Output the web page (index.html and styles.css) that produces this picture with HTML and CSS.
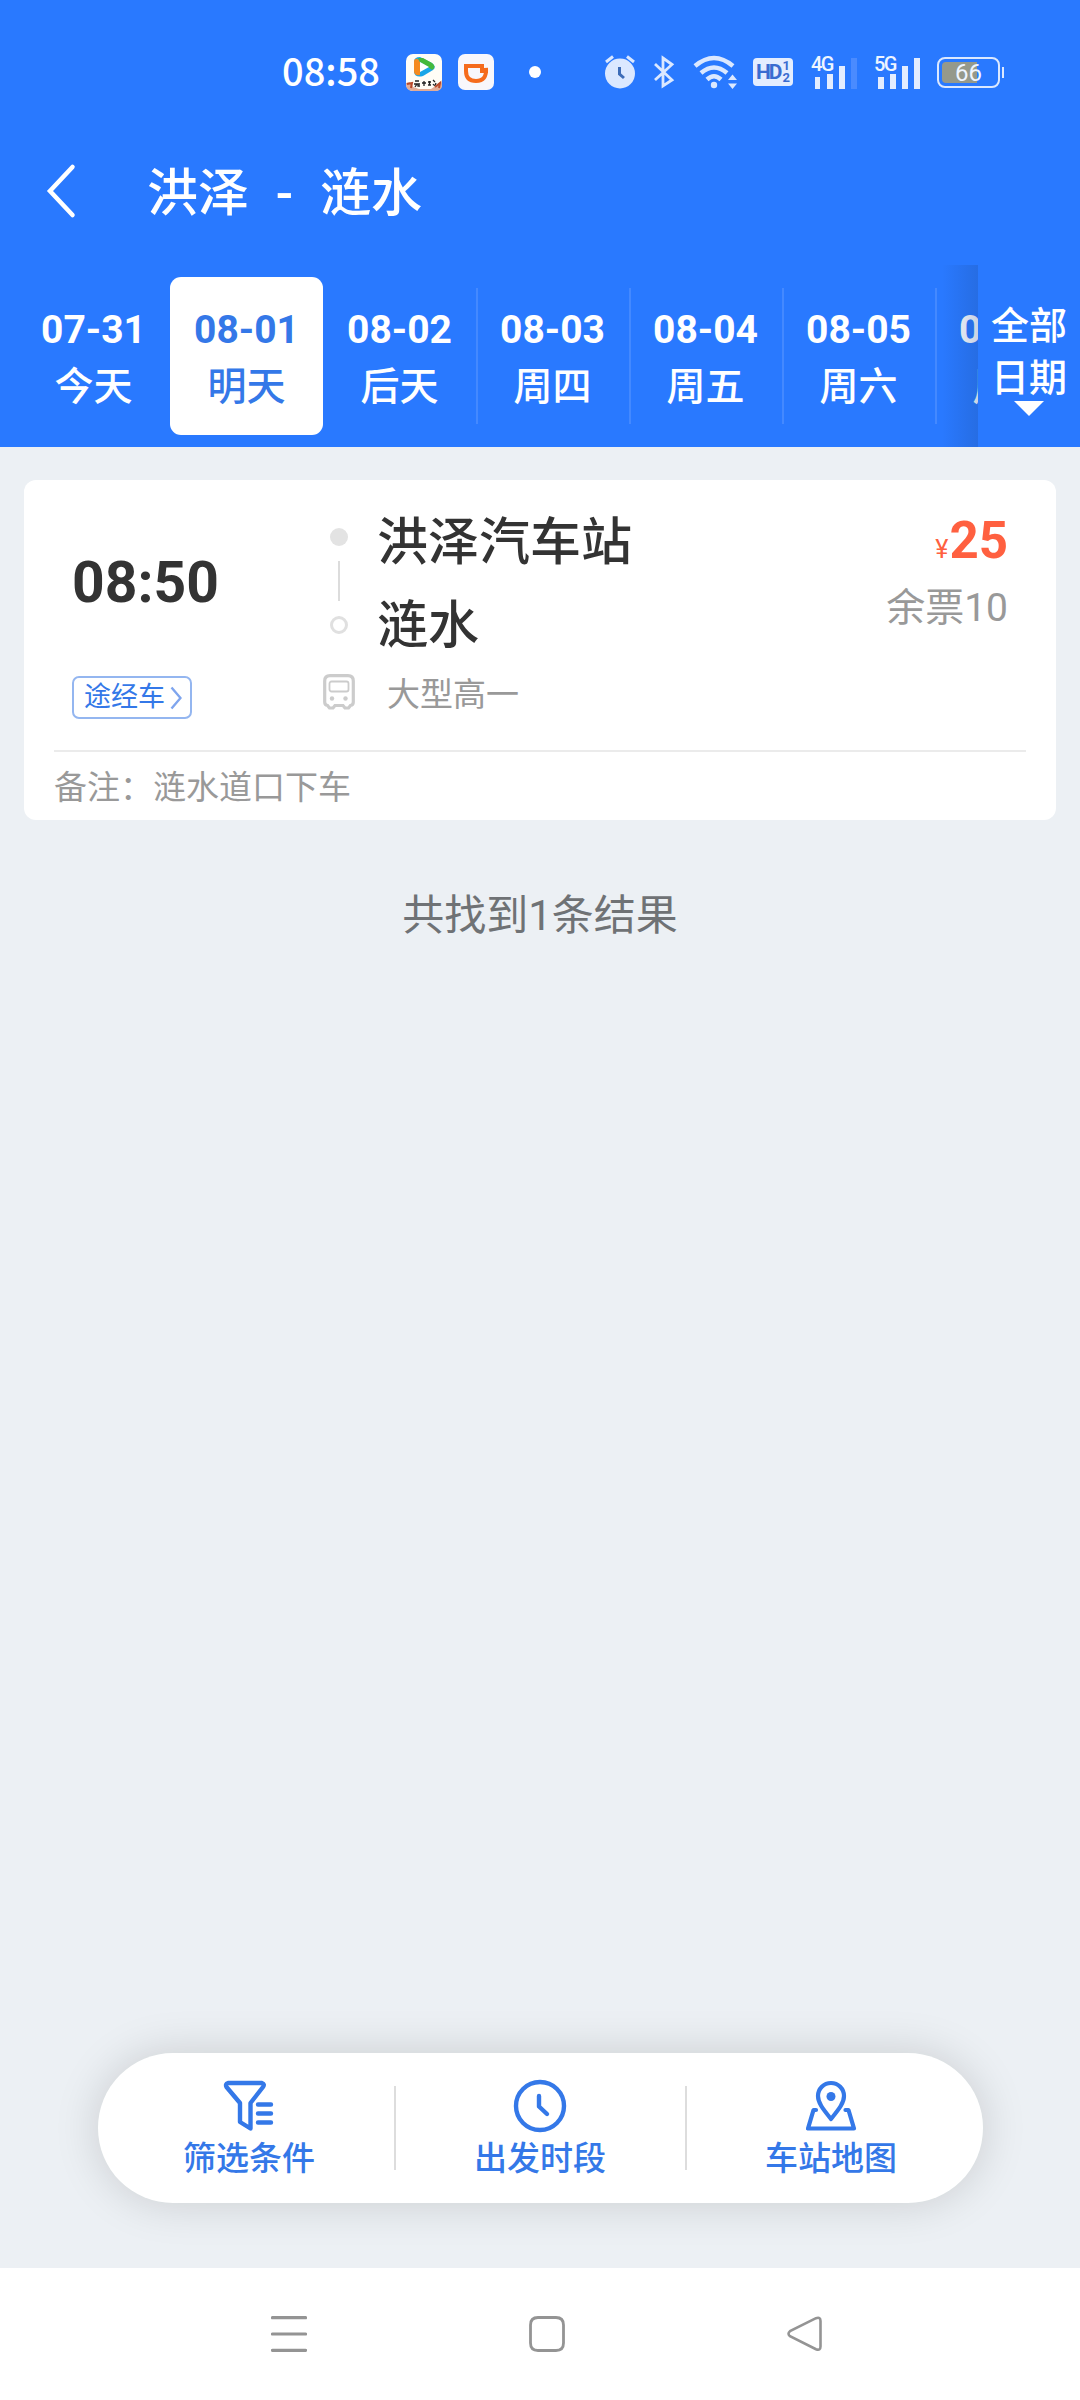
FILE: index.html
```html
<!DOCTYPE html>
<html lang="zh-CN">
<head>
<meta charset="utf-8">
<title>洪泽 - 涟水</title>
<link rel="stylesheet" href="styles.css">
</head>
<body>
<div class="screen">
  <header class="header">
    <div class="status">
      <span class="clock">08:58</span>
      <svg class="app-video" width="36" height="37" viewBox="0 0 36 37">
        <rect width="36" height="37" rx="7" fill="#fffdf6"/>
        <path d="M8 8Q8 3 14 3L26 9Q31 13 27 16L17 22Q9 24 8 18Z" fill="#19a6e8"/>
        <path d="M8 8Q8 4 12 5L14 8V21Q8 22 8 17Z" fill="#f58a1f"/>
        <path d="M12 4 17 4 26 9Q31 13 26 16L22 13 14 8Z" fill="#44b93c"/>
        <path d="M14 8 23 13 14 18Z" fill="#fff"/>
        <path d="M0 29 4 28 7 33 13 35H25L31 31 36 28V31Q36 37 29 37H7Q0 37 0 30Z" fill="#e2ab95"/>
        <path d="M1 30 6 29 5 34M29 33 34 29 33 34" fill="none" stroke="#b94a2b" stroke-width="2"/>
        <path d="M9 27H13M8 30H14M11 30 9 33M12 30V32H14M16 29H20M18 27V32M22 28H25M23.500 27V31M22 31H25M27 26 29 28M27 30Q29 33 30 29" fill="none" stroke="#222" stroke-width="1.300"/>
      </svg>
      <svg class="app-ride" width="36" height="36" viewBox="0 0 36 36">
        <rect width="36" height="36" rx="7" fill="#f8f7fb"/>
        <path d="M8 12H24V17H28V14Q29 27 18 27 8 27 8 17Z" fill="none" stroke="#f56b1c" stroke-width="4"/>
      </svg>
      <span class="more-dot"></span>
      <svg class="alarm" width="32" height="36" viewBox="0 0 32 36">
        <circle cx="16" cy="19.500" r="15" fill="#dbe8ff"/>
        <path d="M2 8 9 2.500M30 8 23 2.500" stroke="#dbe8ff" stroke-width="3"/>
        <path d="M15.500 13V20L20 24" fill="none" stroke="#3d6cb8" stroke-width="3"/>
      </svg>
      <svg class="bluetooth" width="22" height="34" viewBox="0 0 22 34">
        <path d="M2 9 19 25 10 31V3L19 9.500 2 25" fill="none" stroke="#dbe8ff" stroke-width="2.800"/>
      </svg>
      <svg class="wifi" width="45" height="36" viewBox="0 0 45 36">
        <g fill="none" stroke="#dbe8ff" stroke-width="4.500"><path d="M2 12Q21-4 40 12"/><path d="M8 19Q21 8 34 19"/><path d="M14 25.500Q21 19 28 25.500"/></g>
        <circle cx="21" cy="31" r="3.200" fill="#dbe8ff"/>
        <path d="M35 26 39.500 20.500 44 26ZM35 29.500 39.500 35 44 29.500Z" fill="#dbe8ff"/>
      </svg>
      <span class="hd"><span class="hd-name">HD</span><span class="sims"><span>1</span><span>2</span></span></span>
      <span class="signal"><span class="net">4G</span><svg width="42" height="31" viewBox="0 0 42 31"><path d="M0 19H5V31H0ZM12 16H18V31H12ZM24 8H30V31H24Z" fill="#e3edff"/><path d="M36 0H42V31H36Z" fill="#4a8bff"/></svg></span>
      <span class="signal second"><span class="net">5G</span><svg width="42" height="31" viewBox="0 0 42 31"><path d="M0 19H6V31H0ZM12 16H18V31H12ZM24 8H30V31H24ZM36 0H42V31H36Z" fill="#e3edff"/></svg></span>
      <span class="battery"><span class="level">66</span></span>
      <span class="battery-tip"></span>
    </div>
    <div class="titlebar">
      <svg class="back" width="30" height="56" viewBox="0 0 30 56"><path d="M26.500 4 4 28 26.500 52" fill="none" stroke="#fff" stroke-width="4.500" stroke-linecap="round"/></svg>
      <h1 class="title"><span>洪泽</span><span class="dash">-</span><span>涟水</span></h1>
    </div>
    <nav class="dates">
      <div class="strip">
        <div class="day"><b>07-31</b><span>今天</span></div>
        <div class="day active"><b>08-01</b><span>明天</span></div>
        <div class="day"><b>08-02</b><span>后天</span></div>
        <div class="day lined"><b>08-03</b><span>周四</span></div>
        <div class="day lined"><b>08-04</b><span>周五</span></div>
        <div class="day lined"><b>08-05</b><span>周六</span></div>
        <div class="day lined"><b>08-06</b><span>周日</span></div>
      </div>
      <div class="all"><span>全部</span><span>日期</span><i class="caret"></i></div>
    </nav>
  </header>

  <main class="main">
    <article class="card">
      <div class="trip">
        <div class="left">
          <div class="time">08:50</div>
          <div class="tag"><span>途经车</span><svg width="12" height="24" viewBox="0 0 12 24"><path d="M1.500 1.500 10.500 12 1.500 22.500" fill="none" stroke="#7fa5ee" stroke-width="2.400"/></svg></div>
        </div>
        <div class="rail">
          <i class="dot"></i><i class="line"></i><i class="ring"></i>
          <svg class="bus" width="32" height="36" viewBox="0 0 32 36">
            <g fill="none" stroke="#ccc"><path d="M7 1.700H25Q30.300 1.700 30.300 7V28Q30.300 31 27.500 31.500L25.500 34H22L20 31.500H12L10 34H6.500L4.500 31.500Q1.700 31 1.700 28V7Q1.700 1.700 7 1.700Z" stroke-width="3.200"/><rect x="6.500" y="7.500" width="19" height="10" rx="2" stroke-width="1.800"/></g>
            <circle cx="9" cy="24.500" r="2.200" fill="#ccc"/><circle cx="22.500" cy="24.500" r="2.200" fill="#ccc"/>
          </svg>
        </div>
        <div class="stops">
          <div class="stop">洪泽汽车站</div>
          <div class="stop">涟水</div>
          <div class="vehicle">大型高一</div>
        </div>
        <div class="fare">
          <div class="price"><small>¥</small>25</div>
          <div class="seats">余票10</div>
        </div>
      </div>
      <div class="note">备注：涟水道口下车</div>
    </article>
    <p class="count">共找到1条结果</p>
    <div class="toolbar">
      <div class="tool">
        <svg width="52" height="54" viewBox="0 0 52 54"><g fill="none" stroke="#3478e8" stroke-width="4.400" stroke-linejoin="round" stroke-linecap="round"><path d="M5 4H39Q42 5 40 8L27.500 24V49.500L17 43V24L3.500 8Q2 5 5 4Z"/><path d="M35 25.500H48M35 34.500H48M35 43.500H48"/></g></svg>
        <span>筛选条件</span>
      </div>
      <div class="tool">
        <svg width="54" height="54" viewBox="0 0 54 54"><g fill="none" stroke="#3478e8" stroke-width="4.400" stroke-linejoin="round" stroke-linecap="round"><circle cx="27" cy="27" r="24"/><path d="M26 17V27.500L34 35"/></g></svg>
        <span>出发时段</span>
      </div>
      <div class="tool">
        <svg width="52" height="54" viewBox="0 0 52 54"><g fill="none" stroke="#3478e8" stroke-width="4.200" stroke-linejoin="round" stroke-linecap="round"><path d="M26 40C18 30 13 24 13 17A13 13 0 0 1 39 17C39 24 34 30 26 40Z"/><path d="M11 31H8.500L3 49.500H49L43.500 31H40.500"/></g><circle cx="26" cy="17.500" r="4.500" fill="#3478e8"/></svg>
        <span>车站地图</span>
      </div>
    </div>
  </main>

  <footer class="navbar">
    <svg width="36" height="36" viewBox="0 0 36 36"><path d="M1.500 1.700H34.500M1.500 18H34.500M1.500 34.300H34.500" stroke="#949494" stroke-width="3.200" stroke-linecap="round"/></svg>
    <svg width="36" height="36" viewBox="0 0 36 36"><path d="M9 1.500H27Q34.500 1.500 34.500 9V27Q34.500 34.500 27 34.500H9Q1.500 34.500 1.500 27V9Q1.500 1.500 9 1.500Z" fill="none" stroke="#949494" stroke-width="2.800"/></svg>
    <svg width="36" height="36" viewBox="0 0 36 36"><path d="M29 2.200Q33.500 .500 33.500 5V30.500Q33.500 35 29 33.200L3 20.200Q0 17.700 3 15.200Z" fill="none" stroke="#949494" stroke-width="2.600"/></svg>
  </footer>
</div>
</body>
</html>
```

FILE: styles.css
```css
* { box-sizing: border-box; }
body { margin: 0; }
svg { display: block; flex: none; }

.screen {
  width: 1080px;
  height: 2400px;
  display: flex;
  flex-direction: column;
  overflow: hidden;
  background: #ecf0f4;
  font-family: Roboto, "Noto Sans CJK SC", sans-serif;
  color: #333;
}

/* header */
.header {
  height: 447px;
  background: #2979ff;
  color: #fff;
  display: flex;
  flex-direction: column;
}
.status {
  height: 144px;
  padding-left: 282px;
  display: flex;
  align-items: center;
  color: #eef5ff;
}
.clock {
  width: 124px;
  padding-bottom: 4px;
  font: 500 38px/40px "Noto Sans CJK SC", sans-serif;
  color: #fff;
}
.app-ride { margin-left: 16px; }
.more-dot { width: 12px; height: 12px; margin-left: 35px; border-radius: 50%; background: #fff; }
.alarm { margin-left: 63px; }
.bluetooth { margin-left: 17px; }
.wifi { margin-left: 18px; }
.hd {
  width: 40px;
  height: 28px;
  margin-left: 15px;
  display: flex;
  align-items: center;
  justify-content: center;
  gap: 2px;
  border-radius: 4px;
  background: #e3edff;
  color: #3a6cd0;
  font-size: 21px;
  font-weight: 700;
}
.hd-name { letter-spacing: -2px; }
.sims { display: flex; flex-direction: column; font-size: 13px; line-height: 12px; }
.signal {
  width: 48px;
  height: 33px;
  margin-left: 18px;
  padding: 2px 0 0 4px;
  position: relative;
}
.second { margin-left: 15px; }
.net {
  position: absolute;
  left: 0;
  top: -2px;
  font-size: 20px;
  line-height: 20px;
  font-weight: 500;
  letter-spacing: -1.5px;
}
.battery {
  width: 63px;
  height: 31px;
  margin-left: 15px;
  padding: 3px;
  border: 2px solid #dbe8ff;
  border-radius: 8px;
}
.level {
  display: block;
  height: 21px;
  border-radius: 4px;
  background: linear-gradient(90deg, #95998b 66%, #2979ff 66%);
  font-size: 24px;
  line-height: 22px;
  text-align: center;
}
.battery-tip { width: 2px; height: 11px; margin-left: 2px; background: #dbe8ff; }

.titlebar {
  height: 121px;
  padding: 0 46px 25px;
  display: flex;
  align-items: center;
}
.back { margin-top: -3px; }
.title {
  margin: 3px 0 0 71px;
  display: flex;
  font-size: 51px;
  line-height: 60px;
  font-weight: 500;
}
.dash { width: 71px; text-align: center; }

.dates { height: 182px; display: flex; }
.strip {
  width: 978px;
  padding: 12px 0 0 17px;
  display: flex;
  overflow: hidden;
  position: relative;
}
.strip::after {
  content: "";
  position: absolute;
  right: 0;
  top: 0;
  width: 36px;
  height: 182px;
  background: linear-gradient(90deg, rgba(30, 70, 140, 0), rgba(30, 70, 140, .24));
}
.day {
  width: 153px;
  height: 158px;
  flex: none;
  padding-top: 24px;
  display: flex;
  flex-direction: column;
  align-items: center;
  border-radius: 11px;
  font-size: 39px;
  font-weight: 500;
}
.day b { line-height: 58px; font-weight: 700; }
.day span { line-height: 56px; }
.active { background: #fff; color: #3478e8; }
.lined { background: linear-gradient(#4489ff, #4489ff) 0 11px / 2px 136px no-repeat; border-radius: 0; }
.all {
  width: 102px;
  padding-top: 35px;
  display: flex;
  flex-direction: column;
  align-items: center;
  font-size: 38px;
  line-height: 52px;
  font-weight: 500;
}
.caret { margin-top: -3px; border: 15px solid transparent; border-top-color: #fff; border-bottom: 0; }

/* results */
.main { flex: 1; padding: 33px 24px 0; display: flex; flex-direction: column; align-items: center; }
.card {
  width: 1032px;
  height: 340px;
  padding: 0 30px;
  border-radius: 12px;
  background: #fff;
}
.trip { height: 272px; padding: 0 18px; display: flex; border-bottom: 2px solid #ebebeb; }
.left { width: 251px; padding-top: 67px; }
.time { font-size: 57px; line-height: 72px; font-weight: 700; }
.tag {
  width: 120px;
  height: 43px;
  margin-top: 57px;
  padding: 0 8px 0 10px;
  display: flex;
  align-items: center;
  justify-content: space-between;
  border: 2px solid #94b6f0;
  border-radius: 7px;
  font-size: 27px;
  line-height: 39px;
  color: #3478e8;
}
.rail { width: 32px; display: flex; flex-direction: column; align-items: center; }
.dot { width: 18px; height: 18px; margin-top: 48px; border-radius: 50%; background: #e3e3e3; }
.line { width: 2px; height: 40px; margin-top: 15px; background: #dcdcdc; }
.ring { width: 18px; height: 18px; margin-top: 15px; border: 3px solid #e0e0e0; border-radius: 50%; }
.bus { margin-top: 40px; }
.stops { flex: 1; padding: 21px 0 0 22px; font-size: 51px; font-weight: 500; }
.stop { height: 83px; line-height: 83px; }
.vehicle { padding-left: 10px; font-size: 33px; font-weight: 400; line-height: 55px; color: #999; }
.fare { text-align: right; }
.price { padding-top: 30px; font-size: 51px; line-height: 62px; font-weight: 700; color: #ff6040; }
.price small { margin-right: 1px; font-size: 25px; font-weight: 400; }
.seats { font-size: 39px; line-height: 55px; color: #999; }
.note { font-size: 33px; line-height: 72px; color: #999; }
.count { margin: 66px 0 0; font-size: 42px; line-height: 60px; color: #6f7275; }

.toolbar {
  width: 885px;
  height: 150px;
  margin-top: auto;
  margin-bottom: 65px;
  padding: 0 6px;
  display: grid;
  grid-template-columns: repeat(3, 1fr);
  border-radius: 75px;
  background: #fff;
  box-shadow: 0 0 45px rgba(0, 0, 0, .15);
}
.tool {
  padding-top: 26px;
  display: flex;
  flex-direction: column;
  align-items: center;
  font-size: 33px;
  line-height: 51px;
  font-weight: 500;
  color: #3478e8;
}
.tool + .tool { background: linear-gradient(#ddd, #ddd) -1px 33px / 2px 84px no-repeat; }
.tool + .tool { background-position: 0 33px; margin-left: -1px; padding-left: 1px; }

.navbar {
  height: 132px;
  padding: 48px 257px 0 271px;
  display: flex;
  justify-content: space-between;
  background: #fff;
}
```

## GOAL
What is the number of lines in the data that hold the word "styles"? Reply with that number and nothing else.

## RESPONSE FOR THIS EXERCISE
3